To give more detail on each, UST’s peg is derived from the arbitrage users could execute when UST was trading at a discount or premium to the dollar. That’s because on the Terra blockchain, crypto users were able to mint $1 of UST by burning $1 worth of its sister token LUNA, and vice versa.
If UST traded below a dollar, people could buy the UST token, burn it to get $1 of LUNA, and sell their LUNA to profit from the depegging. The theory was that traders would do this repeatedly until UST was trading at $1 again. On the other side, if UST was trading above a dollar, traders would buy LUNA, burn it to mint UST, and sell their UST at the premium until the trade was no longer profitable.
Read More: Former Terraform Developer Testifies Against Do Kwon
“Mathematically, this is a very elegant solution, but it has an absolutely crippling problem, which is [that] this all implies that LUNA has an independent standalone value,” separate from its relationship with UST, Columbia Business School adjunct professor and Paxos’ former head of portfolio management Austin Campbell told Unchained. The collapse of UST and LUNA in 2022 highlighted how both depended on each other to be valuable and how LUNA basically didn’t have a standalone value.
Ethena’s USDe peg mechanism, on the other hand, involves simultaneously going long and short ETH. First, Ethena establishes a long position by staking ETH to earn rewards for helping secure and validate the blockchain network. Ethena then “opens a corresponding short perpetual position for the approximate same dollar value on a derivatives exchange,” as stated in Ethena’s protocol documents.
Theoretically, then, for all price movements of ETH, Ethena essentially has zero exposure. For every dollar that ETH goes down, the protocol loses $1 from its long position but makes $1 on its short position, and vice versa, according to Campbell. This keeps the USD value of the collateral relatively stable.
Where the High Yields Come From
In UST’s case, part of the high yield stemmed from staking rewards, but in reality the yields were offered primarily for marketing purposes. UST’s yield on Anchor from “the marketing incentive dwarfed the staking [component],” Campbell said.
For USDe, the yield comes from rewards from staking ETH and the funding rate earned by Ethena for opening short derivative positions. Traders holding long positions in futures derivatives markets on exchanges pay funding fees to those holding short positions like Ethena. Since traders currently have substantial leveraged long positions on futures derivatives markets, Ethena’s yield is super high, Campbell noted.
Read More: Airdrops From Wormhole and Ethena Labs Set to Inject $2.4 Billion Into Crypto Market This Week
Different Peg, Different Risks
Even though USDe’s peg mechanism is different from UST’s, it is not without risks. Campbell mentions two in particular. The first is the price of an ETH future massively dislocating from the price of spot ETH, which would upend USDe’s basis trade, though Campbell says this risk is not “major,” because the market for ETH futures is both liquid and deep.
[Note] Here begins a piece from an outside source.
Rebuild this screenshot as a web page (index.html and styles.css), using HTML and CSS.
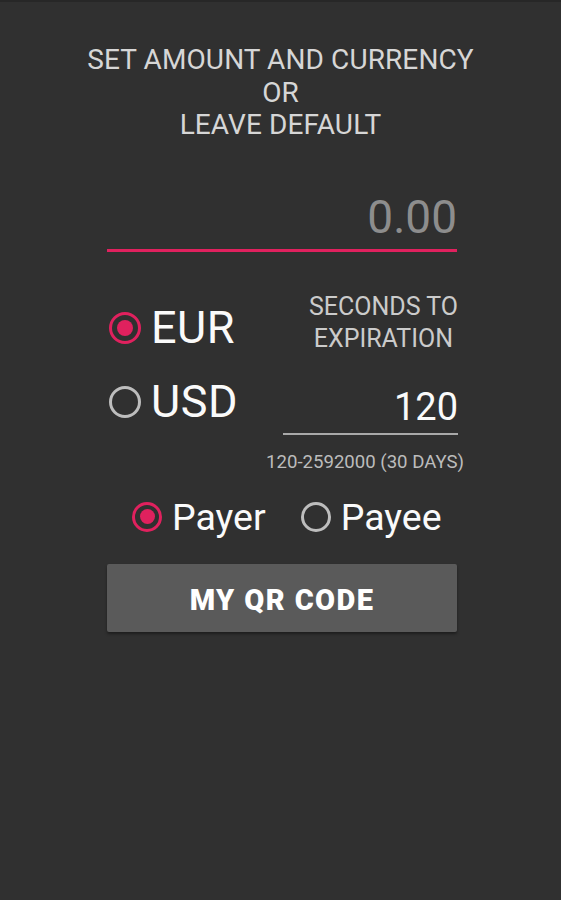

Campbell is more concerned with credit risk stemming from the protocols and platforms Ethena is using for its futures trading. If Ethena is conducting its future trades on a protocol that gets hacked or on a centralized exchange that goes bankrupt, they’re “screwed,” says Campbell.
However, the difference between the peg mechanisms of USDe and UST is sufficient for some crypto heavyweights such as Hasu, a Lido strategic advisor, to assign less risk to USDe.
“IMO, the risk of Ethena is greatly overexaggerated…. It’s a very common and relatively low risk trade many firms employ, even more so if you can use a prime broker like Copper/Fireblocks. Pretending otherwise is either uninformed or disingenuous,” Hasu wrote on X.
Campbell also noted that USDe would be easier to unwind than UST, if Ethena ever decided to shut it down. In USDe’s case, Ethena would have the dollars to give people back their money in principle because Ethena ideally would close their short perpetual positions and in the process sell a bunch of ETH.
However, unwinding UST would mean addressing the self-referentiality problem of LUNA and UST where “somehow you’d have to demint all the UST, which causes a bunch of LUNA selling, but the value of LUNA was UST,” Campbell said. This would have caused both to collapse because they did not have independent sources of value, whereas USDe does with ETH.